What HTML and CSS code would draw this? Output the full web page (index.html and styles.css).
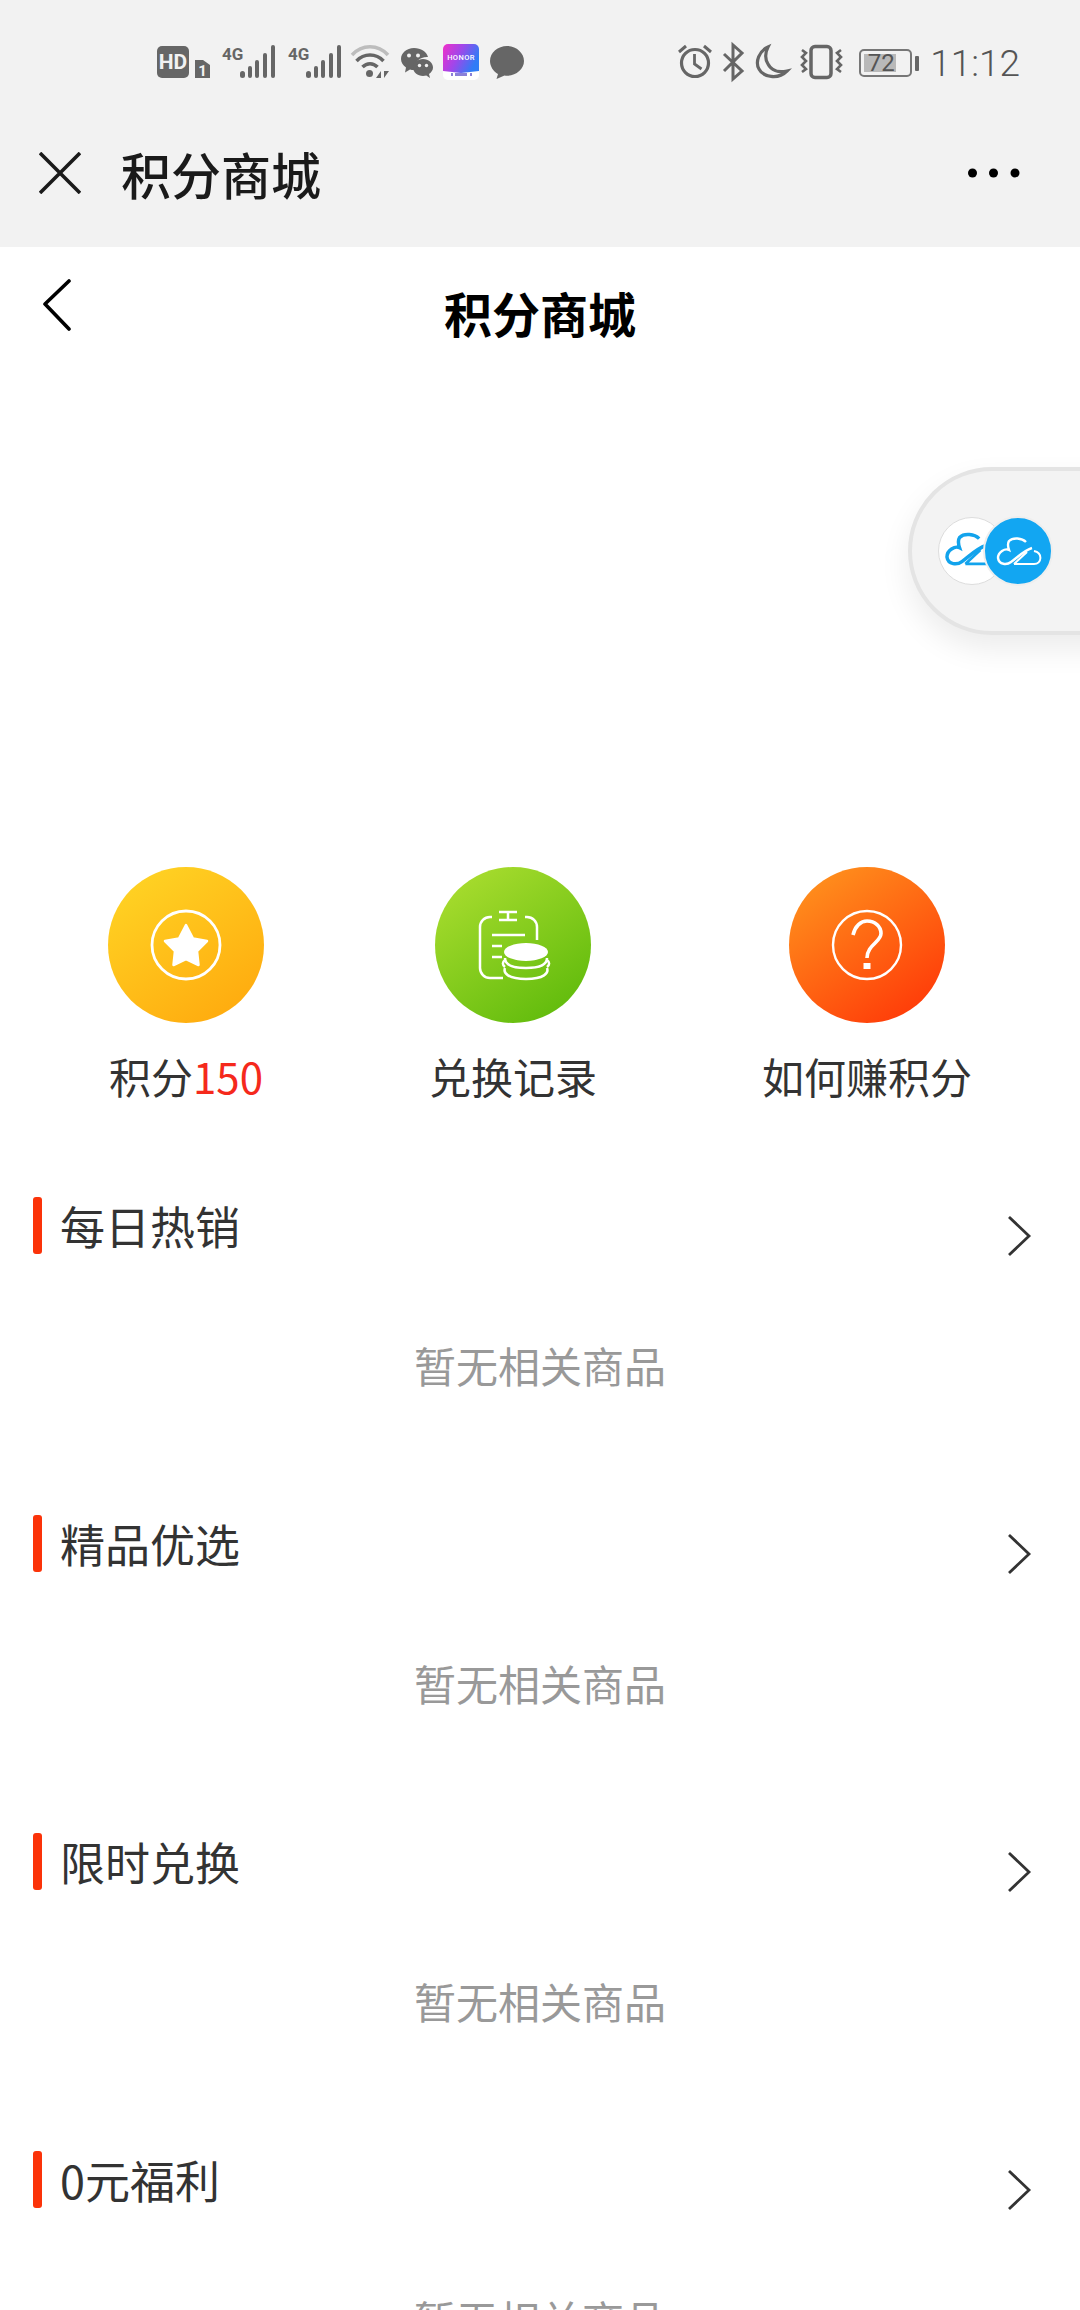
FILE: index.html
```html
<!DOCTYPE html>
<html lang="zh-CN">
<head>
<meta charset="utf-8">
<title>积分商城</title>
<link rel="stylesheet" href="styles.css">
</head>
<body>
<div class="page">
  <div class="statusbar">
    <div class="status-group left">
      <svg width="55" height="36" viewBox="0 0 55 36"><rect x="0" y="1" width="32" height="32" rx="5" fill="#666"/><text x="16" y="24" class="s-hd">HD</text><path d="M38 15h8l7 5v13h-15z" fill="#666"/><text x="45.500" y="31" class="s-one">1</text></svg>
      <svg width="56" height="36" viewBox="0 0 56 36"><text x="0" y="15" class="s-4g">4G</text><g fill="#666"><rect x="18" y="26" width="5" height="7" rx="2.500"/><rect x="26" y="21" width="4" height="12" rx="2"/><rect x="33" y="15" width="4" height="18" rx="2"/><rect x="41" y="8" width="4" height="25" rx="2"/><rect x="49" y="0" width="4" height="33" rx="2"/></g></svg>
      <svg width="52" height="36" viewBox="0 0 52 36" class="sig2"><text x="0" y="15" class="s-4g">4G</text><g fill="#666"><rect x="18" y="26" width="5" height="7" rx="2.500"/><rect x="26" y="21" width="4" height="12" rx="2"/><rect x="33" y="15" width="4" height="18" rx="2"/><rect x="41" y="8" width="4" height="25" rx="2"/><rect x="49" y="0" width="4" height="33" rx="2"/></g></svg>
      <svg width="40" height="36" viewBox="0 0 40 36"><path d="M2 10C12 -1 28 -1 38 10" fill="none" stroke="#bdbdbd" stroke-width="3.500"/><path d="M6.500 16C14 8 26 8 33.500 16" fill="none" stroke="#666" stroke-width="3.500"/><path d="M12.500 22C17 17.500 23 17.500 27.500 22" fill="none" stroke="#666" stroke-width="3.500"/><circle cx="19.500" cy="28.500" r="3.500" fill="#666"/><path d="M31 26v7h-5zM34 33v-7h5z" fill="#666"/></svg>
      <svg width="33" height="36" viewBox="0 0 33 36"><path d="M14 3C6.500 3 1 8 1 14c0 3.500 2 6.500 5 8.500l-1 5 5-3c1.500.4 3 .6 4.500.5C14 17 20 11.500 28 12 26.500 6.500 21 3 14 3z" fill="#666"/><circle cx="9" cy="10.500" r="2" fill="#f2f2f2"/><circle cx="18" cy="10.500" r="2" fill="#f2f2f2"/><path d="M23 14c-5.500 0-10 3.800-10 8.500S17.500 31 23 31c1.200 0 2.300-.2 3.300-.5l3.700 2.500-1-4c2.400-1.600 4-3.900 4-6.500C33 17.800 28.500 14 23 14z" fill="#666"/><circle cx="19.500" cy="20.500" r="1.700" fill="#f2f2f2"/><circle cx="26.500" cy="20.500" r="1.700" fill="#f2f2f2"/></svg>
      <svg width="37" height="36" viewBox="0 0 37 36"><defs><linearGradient id="honor" x1="0" y1="0" x2="1" y2="0.400"><stop offset="0" stop-color="#f22fc8"/><stop offset="0.500" stop-color="#a047ea"/><stop offset="1" stop-color="#2f7cf6"/></linearGradient></defs><rect x="0" y="-1" width="36" height="36" rx="5" fill="#fff"/><path d="M5 -1h26a5 5 0 0 1 5 5v22l-18 2-18-2v-22a5 5 0 0 1 5-5z" fill="url(#honor)"/><text x="18" y="15" class="s-honor">HONOR</text><path d="M8 29.500h2M12 29.500h12M27 29.500h2" stroke="#8a80d8" stroke-width="3"/></svg>
      <svg width="34" height="36" viewBox="0 0 34 36"><path d="M17 1C8 1 0 7.500 0 16c0 5.500 3.500 10.500 8 13l-1.500 5 8-3.500c1 .2 1.700.2 2.500.2 9 0 17-6.500 17-14.700S26 1 17 1z" fill="#666"/></svg>
    </div>
    <div class="status-group right">
      <svg width="34" height="36" viewBox="0 0 34 36"><circle cx="17" cy="18" r="13.500" fill="none" stroke="#666" stroke-width="3.200"/><path d="M16.500 9v10l7 5" fill="none" stroke="#666" stroke-width="2.800"/><path d="M1 7l7-6M33 7l-7-6" fill="none" stroke="#666" stroke-width="3"/></svg>
      <svg width="21" height="36" viewBox="0 0 21 36"><path d="M1 9l18 17-9 8V0l9 8L1 26" fill="none" stroke="#666" stroke-width="3"/></svg>
      <svg width="33" height="36" viewBox="0 0 33 36"><path d="M12 2C3 6-1 17 3 24c4 8 19 11 28 2-9 2-16-1-19-7C9 14 9 8 12 2z" fill="none" stroke="#666" stroke-width="3.200"/></svg>
      <svg width="46" height="36" viewBox="0 0 46 36"><rect x="11" y="1.500" width="20" height="31" rx="4" fill="none" stroke="#666" stroke-width="3.500"/><path d="M2 5l4 3-4 4 4 4-4 4 4 4-4 3M41 5l-4 3 4 4-4 4 4 4-4 4 4 3" fill="none" stroke="#666" stroke-width="2.600"/></svg>
      <div class="battery">
        <div class="battery-shell"><div class="battery-fill"></div><span class="battery-num">72</span></div>
        <div class="battery-nub"></div>
      </div>
      <span class="time">11:12</span>
    </div>
  </div>

  <div class="appbar">
    <svg class="app-close" width="42" height="42" viewBox="0 0 42 42"><path d="M1 1l40 40M41 1L1 41" fill="none" stroke="#1a1a1a" stroke-width="3.600"/></svg>
    <div class="app-title">积分商城</div>
    <svg class="app-more" width="52" height="10" viewBox="0 0 52 10"><circle cx="4.500" cy="5" r="4.500"/><circle cx="25.500" cy="5" r="4.500"/><circle cx="47" cy="5" r="4.500"/></svg>
  </div>

  <div class="nav">
    <svg class="nav-back" width="30" height="52" viewBox="0 0 30 52"><path d="M27 2L3 25l24 25" fill="none" stroke="#000" stroke-width="3.600" stroke-linecap="round" stroke-linejoin="round"/></svg>
    <div class="nav-title">积分商城</div>
  </div>

  <div class="float-pill">
    <div class="logo logo-white">
      <svg width="66" height="66" viewBox="0 0 66 66"><g transform="translate(-7 -7) scale(1.150)"><path d="M41 24C37 20 28 19 24 23C22 26 23 29 24 32C20 30 13 34 13 40C14 47 22 47 26 44C32 40 38 33 47 30" fill="none" stroke="#12a3ec" stroke-width="3"/><path d="M29 46H49M29 46L42 34" fill="none" stroke="#12a3ec" stroke-width="2.400"/></g></svg>
    </div>
    <div class="logo logo-blue">
      <svg width="66" height="66" viewBox="0 0 66 66"><path d="M41 24C37 20 28 19 24 23C22 26 23 29 24 32C20 30 13 34 13 40C14 47 22 47 26 44C32 40 38 33 47 30" fill="none" stroke="#fff" stroke-width="2.400"/><path d="M29 46H49C57 46 58 35 49 33M29 46L42 34" fill="none" stroke="#fff" stroke-width="2"/></svg>
    </div>
  </div>

  <div class="shortcuts">
    <div class="shortcut">
      <div class="disc disc-yellow">
        <svg width="156" height="156" viewBox="0 0 156 156"><circle cx="78" cy="78" r="34" fill="none" stroke="#fff" stroke-width="2.800"/><path d="M78 58l7 13.500 14 2.500-10 10 1.500 14-12.500-6-12.500 6 1.500-14-10-10 14-2.500z" fill="#fff" stroke="#fff" stroke-width="2.500" stroke-linejoin="round"/></svg>
      </div>
      <div class="shortcut-label">积分<span class="points">150</span></div>
    </div>
    <div class="shortcut">
      <div class="disc disc-green">
        <svg width="156" height="156" viewBox="0 0 156 156"><g fill="none" stroke="#fff" stroke-width="2.500"><path d="M57 50h-2a10 10 0 0 0-10 10v41a10 10 0 0 0 10 10h13M90 50h2a10 10 0 0 1 10 10v13M64 45h18M64 53h18M73 45v8M57 68h33M57 79h10M57 90h10"/><path d="M70 91c0 4 3 10 21 10s21-6 21-10"/><path d="M70 93a21 8 0 0 0 0 7M112 93a21 8 0 0 1 0 7"/><path d="M70 101c-2 5 3 11 21 11s23-6 21-11"/></g><ellipse cx="91" cy="85" rx="22" ry="9" fill="#fff"/></svg>
      </div>
      <div class="shortcut-label">兑换记录</div>
    </div>
    <div class="shortcut">
      <div class="disc disc-orange">
        <svg width="156" height="156" viewBox="0 0 156 156"><circle cx="78" cy="78" r="34" fill="none" stroke="#fff" stroke-width="2.400"/><path d="M64 68c2-9 8-14 14-14 8 0 14 5.500 14 12.500C92 75 78 78 78 91" fill="none" stroke="#fff" stroke-width="3.600"/><rect x="74.500" y="96" width="7" height="6" fill="#fff"/></svg>
      </div>
      <div class="shortcut-label">如何赚积分</div>
    </div>
  </div>

  <section class="section">
    <div class="section-head"><span class="section-bar"></span><h2 class="section-title">每日热销</h2><svg class="chevron" width="26" height="42" viewBox="0 0 26 42"><path d="M3 2l20 19L3 40" fill="none" stroke="#333" stroke-width="2.800"/></svg></div>
    <p class="empty">暂无相关商品</p>
  </section>
  <section class="section">
    <div class="section-head"><span class="section-bar"></span><h2 class="section-title">精品优选</h2><svg class="chevron" width="26" height="42" viewBox="0 0 26 42"><path d="M3 2l20 19L3 40" fill="none" stroke="#333" stroke-width="2.800"/></svg></div>
    <p class="empty">暂无相关商品</p>
  </section>
  <section class="section">
    <div class="section-head"><span class="section-bar"></span><h2 class="section-title">限时兑换</h2><svg class="chevron" width="26" height="42" viewBox="0 0 26 42"><path d="M3 2l20 19L3 40" fill="none" stroke="#333" stroke-width="2.800"/></svg></div>
    <p class="empty">暂无相关商品</p>
  </section>
  <section class="section">
    <div class="section-head"><span class="section-bar"></span><h2 class="section-title">0元福利</h2><svg class="chevron" width="26" height="42" viewBox="0 0 26 42"><path d="M3 2l20 19L3 40" fill="none" stroke="#333" stroke-width="2.800"/></svg></div>
    <p class="empty">暂无相关商品</p>
  </section>
</div>
</body>
</html>
```

FILE: styles.css
```css
* { box-sizing: border-box; }
html, body { margin: 0; padding: 0; background: #fff; }
body { width: 1080px; height: 2310px; overflow: hidden; }
.page {
  position: relative;
  width: 1080px;
  height: 2310px;
  overflow: hidden;
  font-family: "Noto Sans CJK SC", "Noto Sans", sans-serif;
  color: #333;
}

/* Status bar */
.statusbar {
  display: flex;
  justify-content: space-between;
  align-items: flex-start;
  height: 124px;
  padding: 45px 60px 0 157px;
  background: #f2f2f2;
}
.status-group { display: flex; align-items: flex-start; }
.status-group.left { gap: 10px; }
.status-group.right { gap: 11.5px; }
.status-group svg { display: block; overflow: visible; }
.s-hd { font: 700 21px "Roboto", sans-serif; fill: #f2f2f2; text-anchor: middle; }
.s-one { font: 700 15px "Roboto", sans-serif; fill: #f2f2f2; text-anchor: middle; }
.s-4g { font: 700 17px "Roboto", sans-serif; fill: #666; }
.s-honor { font: 500 7.500px "Roboto", sans-serif; fill: #fff; text-anchor: middle; letter-spacing: .4px; }
.battery { display: flex; align-items: center; width: 60px; height: 36px; margin-left: 1px; gap: 3px; }
.battery-shell {
  position: relative;
  width: 54px;
  height: 28px;
  padding: 3px;
  border: 2px solid #777;
  border-radius: 5px;
}
.battery-fill { width: 76%; height: 100%; background: #b9b9b9; }
.battery-num {
  position: absolute;
  left: 0;
  right: 8px;
  top: -5px;
  font: 400 24px/34px "Roboto", sans-serif;
  color: #555;
  text-align: center;
}
.battery-nub { width: 4px; height: 15px; background: #666; border-radius: 1px; }
.time {
  margin-top: 2px;
  font: 300 37px/34px "Roboto", sans-serif;
  color: #555;
}

/* WeChat-style app bar */
.appbar {
  display: flex;
  align-items: center;
  height: 123px;
  padding: 0 60px 25px 39px;
  background: #f2f2f2;
}
.app-close { flex: none; }
.app-title {
  margin-left: 40px;
  font-size: 50px;
  line-height: 66px;
  font-weight: 500;
  color: #1a1a1a;
}
.app-more { margin-left: auto; fill: #000; overflow: visible; }

/* Page header */
.nav {
  display: grid;
  grid-template-columns: 1fr auto 1fr;
  align-items: start;
  height: 620px;
  padding: 32px 0 0 42px;
}
.nav-back { display: block; }
.nav-title {
  margin-left: -42px;
  font-size: 48px;
  line-height: 66px;
  font-weight: 700;
  color: #000;
}

/* Floating pill */
.float-pill {
  position: absolute;
  left: 908px;
  top: 467px;
  display: flex;
  align-items: center;
  width: 300px;
  height: 168px;
  padding-left: 26px;
  background: #f3f3f3;
  border: 4px solid #e4e4e4;
  border-radius: 84px;
  box-shadow: 0 14px 30px rgba(0, 0, 0, .08);
}
.logo {
  display: flex;
  align-items: center;
  justify-content: center;
  flex: none;
  border-radius: 50%;
}
.logo-white { width: 68px; height: 68px; background: #fff; border: 1px solid #ddd; }
.logo-blue {
  position: relative;
  width: 70px;
  height: 70px;
  margin-left: -23px;
  background: #12a6f2;
  border: 2px solid #eee;
}

/* Shortcuts */
.shortcuts {
  display: flex;
  justify-content: space-between;
  padding: 0 108px;
}
.shortcut { display: flex; flex-direction: column; align-items: center; }
.disc { width: 156px; height: 156px; border-radius: 50%; }
.disc svg { display: block; }
.disc-yellow { background: linear-gradient(145deg, #ffd726, #ffa60c); }
.disc-green { background: linear-gradient(145deg, #b0e032, #58b708); }
.disc-orange { background: linear-gradient(145deg, #ff9a1f, #ff3006); }
.shortcut-label {
  margin-top: 23px;
  font-size: 42px;
  line-height: 60px;
  color: #333;
  white-space: nowrap;
}
.points { color: #f5291c; }

/* Sections */
.section { padding-bottom: 120px; }
.shortcuts + .section { margin-top: 91px; }
.section-head {
  display: flex;
  align-items: center;
  height: 57px;
  padding: 0 48px 0 33px;
}
.section-bar { flex: none; width: 9px; height: 57px; background: #fb3309; border-radius: 3px; }
.section-title {
  margin: 0 0 0 18px;
  font-size: 45px;
  line-height: 60px;
  font-weight: 400;
  color: #333;
}
.chevron { margin-left: auto; margin-bottom: -3px; align-self: flex-end; }
.empty {
  margin: 81px 0 0;
  font-size: 42px;
  line-height: 60px;
  color: #999;
  text-align: center;
}
```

.....

## DESCRIPTION OF THE TASK
In the listing above, locate each line with "styles" and copy it.

## RESULT OF THE TASK
What HTML and CSS code would draw this? Output the full web page (index.html and styles.css).
<link rel="stylesheet" href="styles.css">
FILE: styles.css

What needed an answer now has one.